In the 9th, closer Liam Hendriks received the call after getting a day off Wednesday (Joakim Soria worked that save). The relentless Choo notched a leadoff single to keep Texas’ hopes alive, but the next batter struck out. Willie Calhoun then came up with a chance to be a hero and he smoked a sharp liner, but it went directly at shortstop Marcus Semien, who was shifted to the right of the 2B bag for just such an event. Choo had run on contact, and Semien easily flipped the ball to first to double him off and end the game.
It wasn’t the kind of dominance we saw Wednesday, when the bullpen retired 17 of the final 18 hitters to finish the game. Today they put runners on in each inning, and into scoring position twice, and at one point the go-ahead run was on base. But they came through and held the opponent out of the column that matters, and protected the lead once again.

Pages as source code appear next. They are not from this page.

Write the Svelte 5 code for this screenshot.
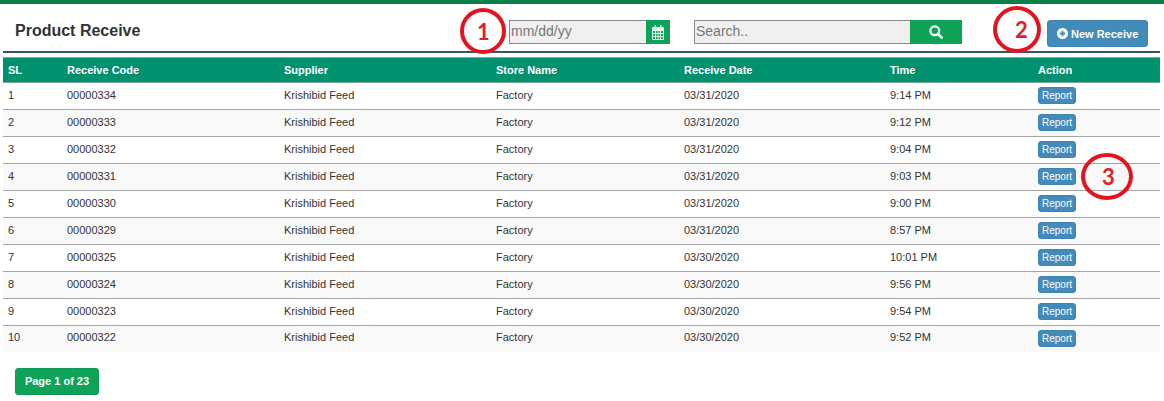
<script lang="ts">
  interface Receive {
    sl: number;
    code: string;
    date: string;
    time: string;
  }

  const rows: Receive[] = [
    { sl: 1, code: "00000334", date: "03/31/2020", time: "9:14 PM" },
    { sl: 2, code: "00000333", date: "03/31/2020", time: "9:12 PM" },
    { sl: 3, code: "00000332", date: "03/31/2020", time: "9:04 PM" },
    { sl: 4, code: "00000331", date: "03/31/2020", time: "9:03 PM" },
    { sl: 5, code: "00000330", date: "03/31/2020", time: "9:00 PM" },
    { sl: 6, code: "00000329", date: "03/31/2020", time: "8:57 PM" },
    { sl: 7, code: "00000325", date: "03/30/2020", time: "10:01 PM" },
    { sl: 8, code: "00000324", date: "03/30/2020", time: "9:56 PM" },
    { sl: 9, code: "00000323", date: "03/30/2020", time: "9:54 PM" },
    { sl: 10, code: "00000322", date: "03/30/2020", time: "9:52 PM" },
  ];

  // hand-drawn red annotations on top of the screenshot
  const marks = [
    { n: 1, x: 460, y: 8, w: 46, h: 46, pad: 1 },
    { n: 2, x: 993, y: 6, w: 48, h: 47, pad: 9 },
    { n: 3, x: 1081, y: 153, w: 52, h: 47, pad: 3 },
  ];
</script>

<main>
  <header>
    <h1>Product Receive</h1>
    <div class="date-box">
      <input type="text" placeholder="mm/dd/yy" aria-label="Date" />
      <button type="button" class="cal" aria-label="Pick date">
        <svg width="12" height="15" viewBox="0 0 12 15">
          <path fill="currentColor" fill-rule="evenodd" d="M1 2h1.5V0h1.6v2h3.8V0h1.6v2H11a1 1 0 0 1 1 1v11a1 1 0 0 1-1 1H1a1 1 0 0 1-1-1V3a1 1 0 0 1 1-1zM1 6v2h2V6zm3 0v2h1.5V6zm2.5 0v2H8V6zM9 6v2h2V6zM1 9v2h2V9zm3 0v2h1.5V9zm2.5 0v2H8V9zM9 9v2h2V9zM1 12v2h2v-2zm3 0v2h1.5v-2zm2.5 0v2H8v-2zM9 12v2h2v-2z"/>
        </svg>
      </button>
    </div>
    <div class="search-box">
      <input type="text" placeholder="Search.." aria-label="Search" />
      <button type="button" class="find" aria-label="Search">
        <svg width="14" height="14" viewBox="0 0 14 14">
          <circle cx="5.8" cy="5.8" r="4.4" fill="none" stroke="currentColor" stroke-width="2.2"/>
          <path d="M9 9l3.6 3.6" stroke="currentColor" stroke-width="2.6" stroke-linecap="round"/>
        </svg>
      </button>
    </div>
    <button type="button" class="new-btn">
      <svg width="11" height="11" viewBox="0 0 12 12">
        <path fill="currentColor" fill-rule="evenodd" d="M6 0a6 6 0 1 1 0 12A6 6 0 0 1 6 0zM5 3v2H3v2h2v2h2V7h2V5H7V3z"/>
      </svg>
      New Receive
    </button>
  </header>

  <table>
    <colgroup>
      <col style="width: 59px" />
      <col style="width: 217px" />
      <col style="width: 212px" />
      <col style="width: 188px" />
      <col style="width: 206px" />
      <col style="width: 148px" />
      <col />
    </colgroup>
    <thead>
      <tr>
        <th>SL</th>
        <th>Receive Code</th>
        <th>Supplier</th>
        <th>Store Name</th>
        <th>Receive Date</th>
        <th>Time</th>
        <th>Action</th>
      </tr>
    </thead>
    <tbody>
      {#each rows as row (row.sl)}
        <tr>
          <td>{row.sl}</td>
          <td>{row.code}</td>
          <td>Krishibid Feed</td>
          <td>Factory</td>
          <td>{row.date}</td>
          <td>{row.time}</td>
          <td><button type="button" class="report">Report</button></td>
        </tr>
      {/each}
    </tbody>
  </table>

  <button type="button" class="pager">Page 1 of 23</button>

  {#each marks as m (m.n)}
    <div
      class="mark"
      style="left: {m.x}px; top: {m.y}px; width: {m.w}px; height: {m.h}px; padding-left: {m.pad}px"
    >
      {m.n}
    </div>
  {/each}
</main>

<style>
  :global(body) {
    margin: 0;
    background: #fff;
    font-family: "Liberation Sans", Arial, sans-serif;
    color: #333;
  }

  :global(*) {
    box-sizing: border-box;
  }

  main {
    position: relative;
    width: 1164px;
    height: 401px;
    overflow: hidden;
    border-top: 4px solid #0a8048;
    padding: 0 4px 0 3px;
  }

  header {
    display: flex;
    align-items: flex-start;
    height: 49px;
    padding-top: 16px;
    border-bottom: 2px solid #3f5261;
  }

  h1 {
    margin: 2px 0 0 12px;
    width: 494px;
    font-size: 16px;
    font-weight: 700;
    color: #333;
  }

  .date-box,
  .search-box {
    display: flex;
    height: 24px;
  }

  .date-box {
    width: 161px;
    margin-right: 24px;
  }

  .search-box {
    width: 268px;
    margin-right: 85px;
  }

  input {
    flex: 1;
    min-width: 0;
    height: 24px;
    padding: 0 1px 2px;
    background: #f0f0f0;
    border: 1px solid #8a8a8a;
    border-right: 0;
    font-family: inherit;
    font-size: 14px;
    color: #555;
  }

  input::placeholder {
    color: #777;
    opacity: 1;
  }

  .cal,
  .find {
    display: flex;
    align-items: center;
    justify-content: center;
    padding: 0;
    height: 24px;
    background: #0fa35a;
    border: 0;
    color: #fff;
  }

  .cal {
    width: 24px;
    color: #dff5e9;
  }

  .find {
    width: 52px;
  }

  .new-btn {
    display: flex;
    align-items: center;
    gap: 3px;
    width: 101px;
    height: 27px;
    padding: 0 0 0 9px;
    background: #428bba;
    border: 1px solid #3f83af;
    border-radius: 3px;
    color: #fff;
    font-family: inherit;
    font-size: 11px;
    font-weight: 700;
    white-space: nowrap;
  }

  table {
    width: 1157px;
    margin-top: 4px;
    table-layout: fixed;
    border-collapse: collapse;
    font-size: 11px;
  }

  th {
    height: 25px;
    padding: 0 5px;
    background: #00916e;
    border-top: 1px solid #7fa79a;
    border-bottom: 1px solid #7fa79a;
    color: #fff;
    font-weight: 700;
    text-align: left;
  }

  td {
    height: 27px;
    padding: 0 5px 3px;
    border-bottom: 1px solid #a6a6a6;
    color: #333;
  }

  td:last-child {
    padding-bottom: 1px;
  }

  tbody tr:nth-child(even) td {
    background: #f9f9f9;
  }

  tbody tr:last-child td {
    height: 26px;
    border-bottom: 0;
  }

  .report {
    display: block;
    width: 38px;
    height: 17px;
    padding: 0;
    background: #428bba;
    border: 1px solid #3f83af;
    border-radius: 3px;
    color: #fff;
    font-family: inherit;
    font-size: 10px;
  }

  .pager {
    display: block;
    width: 84px;
    height: 27px;
    margin: 16px 0 0 12px;
    padding: 0;
    background: #0fa35a;
    border: 1px solid #0d9a54;
    border-radius: 3px;
    color: #fff;
    font-family: inherit;
    font-size: 11px;
    font-weight: 700;
  }

  .mark {
    position: absolute;
    display: flex;
    align-items: center;
    justify-content: center;
    margin-top: -4px;
    border: 4px solid #e3141f;
    border-radius: 50%;
    color: #d8232a;
    font-family: Lato, sans-serif;
    font-size: 22px;
    font-weight: 700;
  }
</style>
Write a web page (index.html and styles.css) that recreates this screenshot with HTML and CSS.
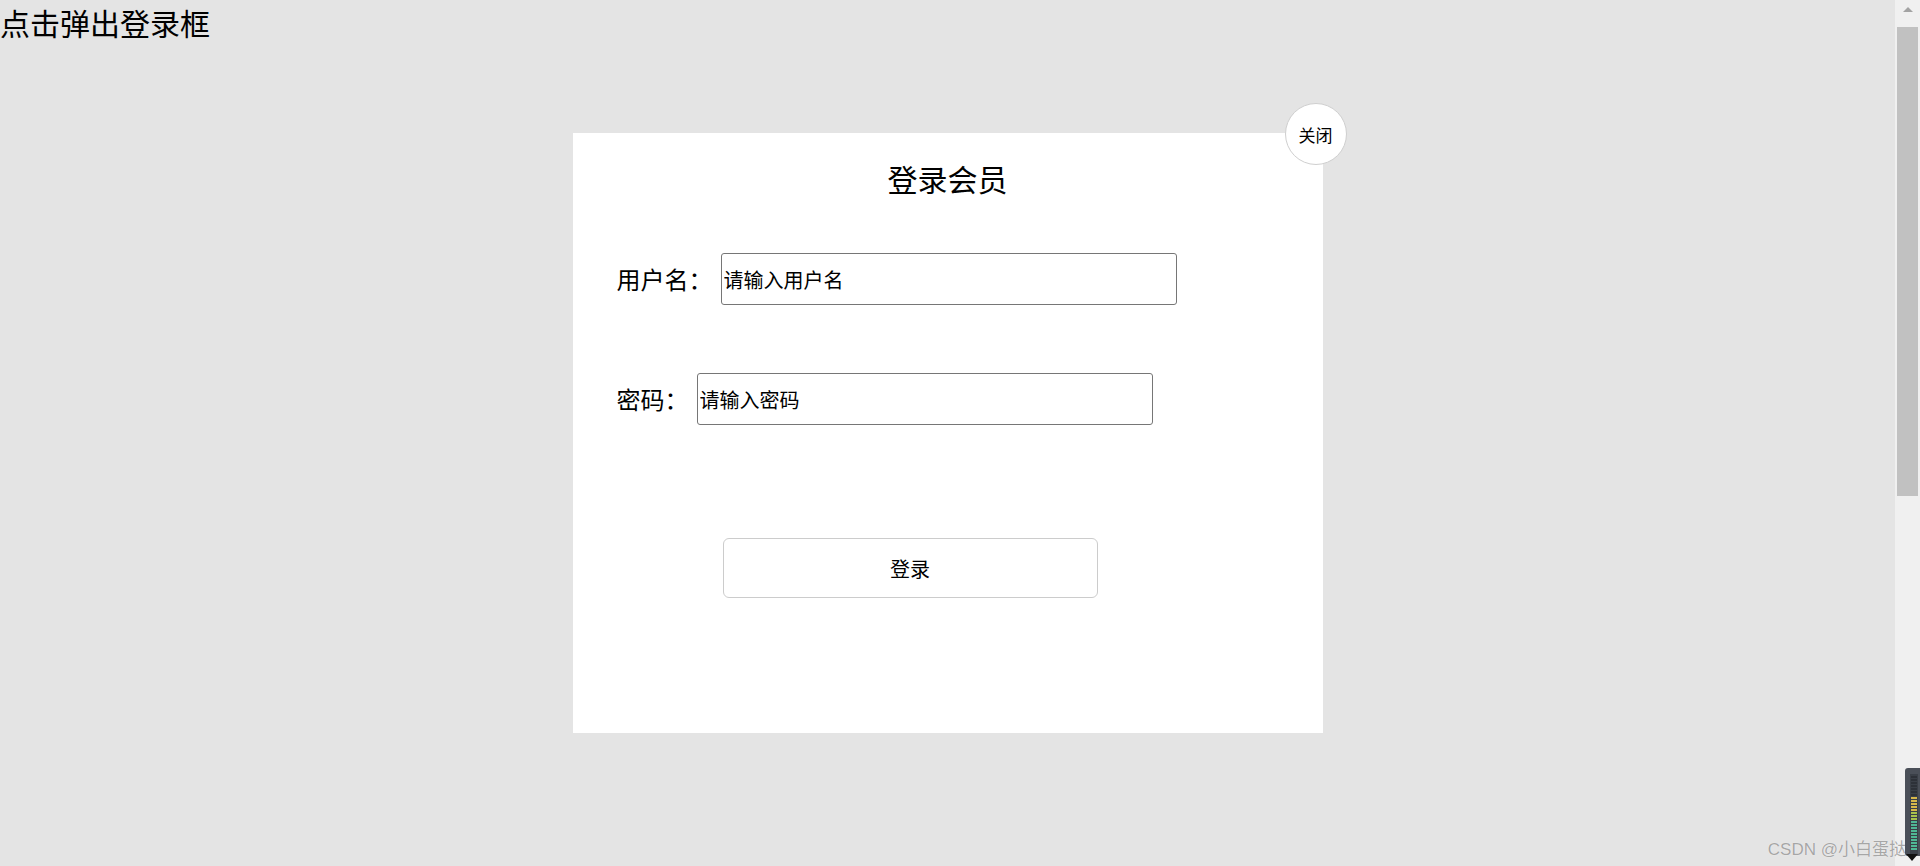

That’s the A’s first sweep of the season, or at least the first in their favor after dropping a two-game set to the Rockies. They’ve won three of the four series they’ve played so far, including both the four-gamers. Win every series and you’ll win your division, pretty much guaranteed.
Remember to put your cans out on the curb tonight, because the garbage men are coming to town Friday. The Houston Astros visit for the first time since their cheating scandal came to light, and it will happen with no fans in the stands to heckle them, and no Fiers on the mound to oppose them — he won’t pitch in the three-game series after going Thursday.
But nevertheless, it’s still a big showdown against Oakland’s top competition in the division. The Astros pitching staff has been decimated by injuries, including their defending Cy Young starter, their star closer, and multiple All-Star setup men, but their powerful lineup is still intact. Some of Houston’s hitters have been slow so far, but so were the A’s right up until they weren’t.
The first game is Friday at 6:10 p.m., with Chris Bassitt going up against former Cy Young winner Zack Greinke.